Innovation puts companies on the offensive. Consider how Colgate and P&G, effective serial innovators, have innovated Unilever out of the US oral-care market. The company that builds a culture of innovation is on the path to growth. The company that fails to innovate is on the road to obsolescence. The US domestic automakers and major companies such as Firestone, Sony, and Kodak all used to be industry leaders, even dominators. But they all fell behind as their challengers innovated them into second place (or worse).
Peter Drucker once said that the purpose of a business enterprise is “to create a customer.” Nokia became number one in India by using innovation to create 200 million customers. Through observing the unique needs of Indian customers, particularly in rural villages where most of the population resides, it segmented them in new ways and put new features on handsets relevant to their unique needs. In the process, it created an entirely new value chain at price points that give the company its desired gross margin.
Innovation, thus, creates customers by attracting new users and building stronger loyalty among current ones. That’s a lot in itself, but the value of innovation goes well beyond that. By putting innovation at the center of the business, from top to bottom, you can improve the numbers; at the same time, you will discover a much-better way of doing things — more productive, more responsive, more inclusive, even more fun. People want to be part of growth, not endless cost cutting.
A culture of innovation is fundamentally different from one that emphasizes mergers and acquisitions or cost cutting, both in theory and practice. For one thing, innovation leaders have an entirely different set of skills, temperament, and psychology. The M&A leader is a deal maker and transactionally oriented. Once one deal is done, he moves to the next. The innovation leader, while perhaps not a creative genius, is effective at evoking the skills of others needed to build an innovation culture.
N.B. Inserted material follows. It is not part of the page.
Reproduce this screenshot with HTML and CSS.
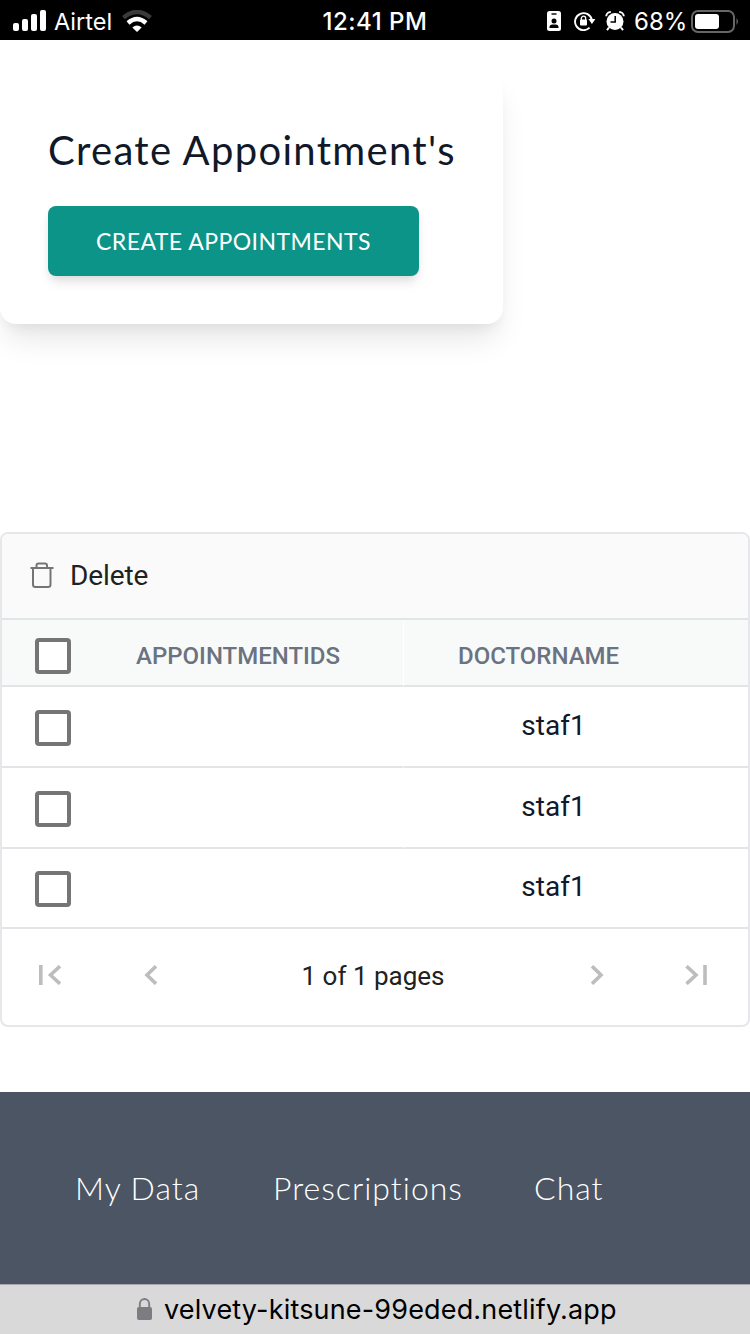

Collaboration is essential; failure is a regular visitor.
Innovation leaders are comfortable with uncertainty and have an open mind; they are receptive to ideas from very different disciplines. They have organized innovation into a disciplined process that is replicable. And, they have the tools and skills to pinpoint and manage the risks inherent in innovation. Not everyone has these attributes. But companies cannot build a culture of innovation without cultivating people who do.
Myths of innovationThe idea of innovation has become encrusted by myth. One myth is that it is all about new products. That is not necessarily so. New products are, of course, important but not the entire picture. When innovation is at the center of a company’s way of doing things, it finds ways to innovate not just in products, but also in functions, logistics, business models, and processes.
A process like Dell’s supply chain management, a tool like the monetization of eyeballs at Google, a method like Toyota’s Global Production System, a practice like Wal-Mart’s inventory management, the use of mathematics by Google to change the game of the media and communications industries, or even a concept like Starbucks’s reimagining of the coffee shop — these are all game-changing innovations. So was Alfred Sloan’s corporate structure that made GM the world’s leading car company for decades, as was P&G’s brand management model.
Another myth is that innovation is for geniuses like Chester Floyd Carlson (the inventor of photocopying) or Leonardo da Vinci: Throw some money at the oddballs in the R&D labs and hope something comes out. This is wrong. The notion that innovation occurs only when a lone genius or small team beaver away in the metaphorical (or actual) garage leads to a destructive sense of resignation; it is fatal to the creation of an innovative enterprise.
Of course, geniuses exist and, of course, they can contribute bottom-line-bending inventions. But companies that wait for “Eureka!” moments may well die waiting. And remember, while da Vinci designed a flying machine, it could not be built with the technology available at the time. True innovation matters for the present, not for centuries hence.
Another genius, Thomas Edison, had the right idea: “Anything that won’t sell, I don’t want to invent. Its sale is proof of utility and utility is success,” he told his associates in perhaps his most important invention — the commercial laboratory. “We can’t be like those German professors who spend their whole lives studying the fuzz on a bee,” he said. Generating ideas is important, but it’s pointless unless there is a repeatable process in place to turn inspiration into financial performance.